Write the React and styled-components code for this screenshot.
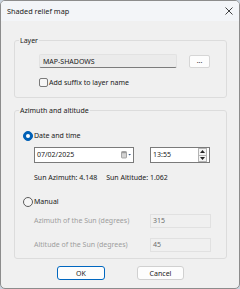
import React from "react";
import styled, { createGlobalStyle } from "styled-components";

const Global = createGlobalStyle`
  html, body { margin: 0; padding: 0; background: #c9d3de; }
  body { font-family: "Noto Sans", "Open Sans", sans-serif; }
  * { box-sizing: border-box; }
`;

const Window = styled.div`
  width: 240px;
  height: 289px;
  border: 1px solid #8c8c8c;
  border-radius: 5px;
  background: #f0f0f0;
  overflow: hidden;
  display: flex;
  flex-direction: column;
  font-size: 7px;
  color: #1a1a1a;
`;

const TitleBar = styled.div`
  height: 20px;
  flex: none;
  display: flex;
  align-items: center;
  justify-content: space-between;
  padding: 0 6px 0 6px;
  background: #f3f5f8;
`;

const Title = styled.span`
  font-size: 7.3px;
  color: #1b1b1b;
`;

const CloseIcon = () => (
  <svg width="8" height="8" viewBox="0 0 8 8">
    <path d="M0.5 0.5 L7.5 7.5 M7.5 0.5 L0.5 7.5" stroke="#2b2b2b" strokeWidth="0.9" fill="none" />
  </svg>
);

const Body = styled.div`
  padding: 14px 12px 0 13px;
  display: flex;
  flex-direction: column;
`;

const Group = styled.fieldset`
  margin: 0;
  padding: 0;
  border: 1px solid #dcdcdc;
  border-radius: 3px;
  min-width: 0;
  & + & {
    margin-top: 7px;
  }
`;

const Legend = styled.legend`
  margin-left: 4px;
  padding: 0 1px;
  height: 11px;
  line-height: 11px;
  font-size: 7px;
  color: #1a1a1a;
`;

const GroupBody = styled.div`
  display: flex;
  flex-direction: column;
  padding: ${(p) => p.$pad};
`;

const Row = styled.div`
  display: flex;
  align-items: center;
  height: ${(p) => p.$h}px;
  margin-top: ${(p) => p.$mt || 0}px;
  padding-left: ${(p) => p.$indent || 0}px;
  gap: ${(p) => p.$gap || 0}px;
`;

const NameField = styled.div`
  width: 138px;
  height: 14px;
  background: #ebebeb;
  border: 1px solid #e2e2e2;
  border-bottom: 1px solid #7c7c7c;
  border-radius: 2px;
  padding-left: 3px;
  display: flex;
  align-items: center;
  color: #1a1a1a;
`;

const SmallButton = styled.div`
  width: 21px;
  height: 13px;
  margin-left: 12px;
  background: #fdfdfd;
  border: 1px solid #d6d6d6;
  border-radius: 2px;
  display: flex;
  align-items: center;
  justify-content: center;
  font-size: 7px;
  color: #333;
  padding-bottom: 2px;
`;

const Checkbox = styled.span`
  width: 9px;
  height: 9px;
  border: 1px solid #7a7a7a;
  border-radius: 2px;
  background: #f6f6f6;
  flex: none;
`;

const Label = styled.span`
  margin-left: ${(p) => p.$ml || 0}px;
  color: ${(p) => (p.$disabled ? "#9d9d9d" : "#1a1a1a")};
  white-space: nowrap;
  line-height: 10px;
`;

const Radio = styled.span`
  width: 10px;
  height: 10px;
  border-radius: 50%;
  flex: none;
  display: flex;
  align-items: center;
  justify-content: center;
  background: ${(p) => (p.$checked ? "#0060b6" : "#f6f6f6")};
  border: 1px solid ${(p) => (p.$checked ? "#0060b6" : "#5c5c5c")};
  &::after {
    content: "";
    display: ${(p) => (p.$checked ? "block" : "none")};
    width: 4px;
    height: 4px;
    border-radius: 50%;
    background: #ffffff;
  }
`;

const Input = styled.div`
  width: ${(p) => p.$w}px;
  height: ${(p) => p.$h}px;
  margin-left: ${(p) => p.$ml || 0}px;
  background: ${(p) => (p.$disabled ? "#f0f0f0" : "#ffffff")};
  border: 1px solid ${(p) => (p.$disabled ? "#e1e1e1" : "#7a7a7a")};
  display: flex;
  align-items: center;
  padding-left: 2px;
  padding-right: 1px;
  color: ${(p) => (p.$disabled ? "#6d6d6d" : "#1a1a1a")};
  flex: none;
`;

const InputText = styled.span`
  flex: 1;
  line-height: 10px;
`;

const CalendarIcon = () => (
  <svg width="11" height="8" viewBox="0 0 11 8">
    <rect x="0.5" y="0.5" width="5" height="6.5" rx="0.8" fill="#d3d3d3" stroke="#8a8a8a" strokeWidth="0.7" />
    <rect x="0.8" y="0.8" width="4.4" height="1.4" fill="#9a9a9a" />
    <path d="M7.3 3 L10 3 L8.65 4.6 Z" fill="#3d5a86" />
  </svg>
);

const Spinner = styled.div`
  width: 9px;
  height: 14px;
  display: flex;
  flex-direction: column;
  gap: 0;
  margin-right: 1px;
`;

const SpinHalf = styled.div`
  flex: 1;
  border: 1px solid #b4b4b4;
  background: #f4f4f4;
  display: flex;
  align-items: center;
  justify-content: center;
  & + & {
    border-top: none;
  }
`;

const Arrow = ({ up }) => (
  <svg width="5" height="3" viewBox="0 0 5 3">
    <path d={up ? "M0 3 L5 3 L2.5 0 Z" : "M0 0 L5 0 L2.5 3 Z"} fill="#222" />
  </svg>
);

const ParamLabel = styled.span`
  width: 116px;
  color: #9d9d9d;
  white-space: nowrap;
  line-height: 10px;
`;

const ButtonBar = styled.div`
  display: flex;
  justify-content: center;
  gap: 32px;
  margin-top: 7px;
`;

const Button = styled.div`
  width: ${(p) => p.$w}px;
  height: 14px;
  background: #fdfdfd;
  border: ${(p) => (p.$default ? "1.5px solid #0067c0" : "1px solid #d0d0d0")};
  border-radius: 3px;
  display: flex;
  align-items: center;
  justify-content: center;
  color: #1a1a1a;
`;

export default function App() {
  return (
    <>
      <Global />
      <Window>
        <TitleBar>
          <Title>Shaded relief map</Title>
          <CloseIcon />
        </TitleBar>
        <Body>
          <Group>
            <Legend>Layer</Legend>
            <GroupBody $pad="8px 0 10px 24px">
              <Row $h={14}>
                <NameField>MAP-SHADOWS</NameField>
                <SmallButton>...</SmallButton>
              </Row>
              <Row $h={9} $mt={10}>
                <Checkbox />
                <Label $ml={1}>Add suffix to layer name</Label>
              </Row>
            </GroupBody>
          </Group>
          <Group>
            <Legend>Azimuth and altitude</Legend>
            <GroupBody $pad="15px 0 6px 0">
              <Row $h={10} $indent={8}>
                <Radio $checked />
                <Label $ml={1}>Date and time</Label>
              </Row>
              <Row $h={16} $mt={6} $indent={19}>
                <Input $w={100} $h={16}>
                  <InputText>07/02/2025</InputText>
                  <CalendarIcon />
                </Input>
                <Input $w={60} $h={16} $ml={16}>
                  <InputText>13:55</InputText>
                  <Spinner>
                    <SpinHalf>
                      <Arrow up />
                    </SpinHalf>
                    <SpinHalf>
                      <Arrow />
                    </SpinHalf>
                  </Spinner>
                </Input>
              </Row>
              <Row $h={10} $mt={10} $indent={19} $gap={9}>
                <Label>Sun Azimuth: 4.148</Label>
                <Label>Sun Altitude: 1.062</Label>
              </Row>
              <Row $h={10} $mt={14} $indent={8}>
                <Radio />
                <Label $ml={1}>Manual</Label>
              </Row>
              <Row $h={14} $mt={7} $indent={19}>
                <ParamLabel>Azimuth of the Sun (degrees)</ParamLabel>
                <Input $w={61} $h={14} $disabled>
                  <InputText>315</InputText>
                </Input>
              </Row>
              <Row $h={14} $mt={10} $indent={19}>
                <ParamLabel>Altitude of the Sun (degrees)</ParamLabel>
                <Input $w={61} $h={14} $disabled>
                  <InputText>45</InputText>
                </Input>
              </Row>
            </GroupBody>
          </Group>
          <ButtonBar>
            <Button $w={48} $default>OK</Button>
            <Button $w={47}>Cancel</Button>
          </ButtonBar>
        </Body>
      </Window>
    </>
  );
}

########

**Exercise:**
List all lines where "React" occurs.

**Response to this task:**
Write the React and styled-components code for this screenshot.
import React from "react";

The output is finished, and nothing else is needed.